By limiting the state regulation to respecting only those local ordinances or regulations that “specifically regulate the erection and maintenance of electronic advertising devices,” the Cabinet fails to accord proper deference to zoning regulations of more general applicability that may make such a device unlawful under zoning laws and regulations.
Additionally, using such a narrow reference invites significant expansion of electronic advertising devices immediately after the regulation becomes final, since few if any local planning and zoning commissions or legislative bodies have adopted ordinances or regulations specifically regulating electronic billboards, given that until recently, the FHWA position had been that such advertising devices were prohibited by Federal/State Agreements.
The Council recommends replacing the language of Section 1(2)(c) with the following:
Compliant with KRS Chapter 100 and any ordinances or regulations adopted pursuant to KRS Chapter 100, including ordinances or regulations of a local legislative body specifically regulating the erection and maintenance of electronic advertising devices.
Section 1(3)(b) should be revised in the same manner.
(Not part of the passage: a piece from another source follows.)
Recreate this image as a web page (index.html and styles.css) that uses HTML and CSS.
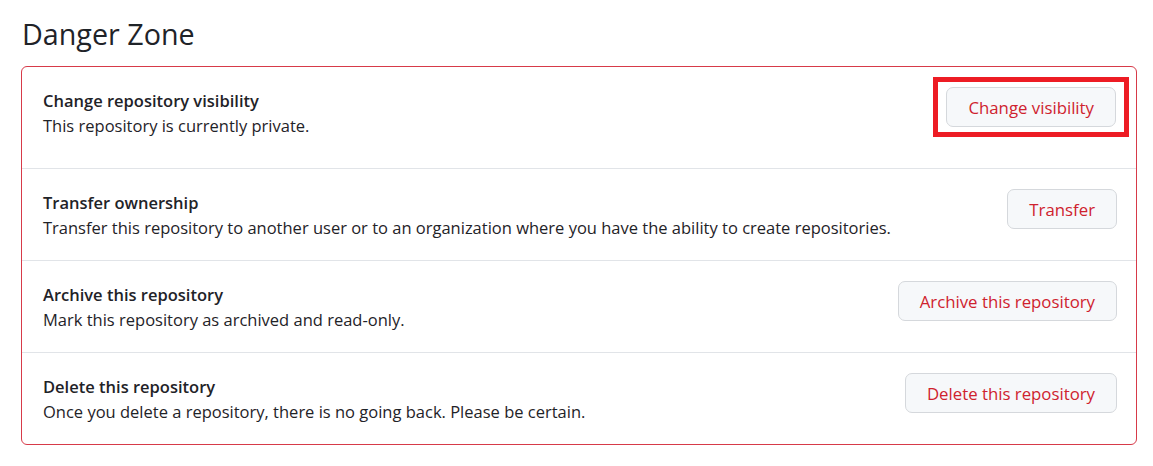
FILE: index.html
```html
<!DOCTYPE html>
<html lang="en">
<head>
<meta charset="utf-8">
<title>Danger Zone</title>
<link rel="stylesheet" href="styles.css">
</head>
<body>
<div class="page">
  <h2 class="zone-title">Danger Zone</h2>
  <div class="danger-box">
    <div class="row row-first">
      <div class="info">
        <div class="row-title">Change repository visibility</div>
        <div class="row-desc">This repository is currently private.</div>
      </div>
      <div class="highlight"><button class="btn-danger">Change visibility</button></div>
    </div>
    <div class="row">
      <div class="info">
        <div class="row-title">Transfer ownership</div>
        <div class="row-desc">Transfer this repository to another user or to an organization where you have the ability to create repositories.</div>
      </div>
      <button class="btn-danger">Transfer</button>
    </div>
    <div class="row">
      <div class="info">
        <div class="row-title">Archive this repository</div>
        <div class="row-desc">Mark this repository as archived and read-only.</div>
      </div>
      <button class="btn-danger">Archive this repository</button>
    </div>
    <div class="row">
      <div class="info">
        <div class="row-title">Delete this repository</div>
        <div class="row-desc">Once you delete a repository, there is no going back. Please be certain.</div>
      </div>
      <button class="btn-danger">Delete this repository</button>
    </div>
  </div>
</div>
</body>
</html>
```
FILE: styles.css
```css
* { box-sizing: border-box; }
html, body { margin: 0; padding: 0; background: #ffffff; }
body {
  font-family: "Open Sans", "Noto Sans", "Liberation Sans", sans-serif;
  color: #1f2328;
}
.page {
  padding: 16px 16px 0 21px;
}
.zone-title {
  margin: 0 0 14px 1px;
  font-size: 28.7px;
  line-height: 36px;
  font-weight: 400;
  color: #1f2328;
}
.danger-box {
  border: 1px solid #d73a49;
  border-radius: 6px;
  width: 1116px;
}
.row {
  display: flex;
  justify-content: space-between;
  align-items: flex-start;
  padding: 21px 20px 20px 21px;
  border-top: 1px solid #e1e4e8;
}
.row-first { border-top: 0; }
.info { min-width: 0; }
.row-title {
  font-size: 16.5px;
  line-height: 25px;
  font-weight: 600;
}
.row-desc {
  font-size: 16.5px;
  line-height: 25px;
}
.btn-danger {
  font-family: inherit;
  font-size: 16.8px;
  font-weight: 500;
  color: #cf222e;
  background: #f6f8fa;
  border: 1px solid #d5d8dc;
  border-radius: 7px;
  height: 40px;
  padding: 0 21px;
  margin-top: -1px;
  margin-right: -1px;
  cursor: pointer;
  white-space: nowrap;
}
.highlight {
  border: 5px solid #ed1c24;
  padding: 5px 8px;
  margin: -11px -13px 11px 0;
}
.highlight .btn-danger { margin: 0; display: block; }
```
3. Section 1(3)(c) should be revised to reflect that variances may be granted by a body other than the local governing body, such as a Board of Zoning Adjustment. Also, the planning and zoning commission is not considered by law to be a “governing body,” but instead makes recommendations on zoning matters to the local governing body, which is the Fiscal Court or City Council, as applicable. The language should be revised to read:
"Compliant with any variance or conditional use permit granted pursuant to KRS Chapter 100."
Thank you for the opportunity to submit these comments, and for your consideration of these concerns. For the reasons stated above, the Council recommends that proposed 603 KAR 5:155 be withdrawn, and the final action on 603 KAR 10:021 be deferred pending the decision in the Scenic America case involving the 2007 FHWA Guidance Memorandum.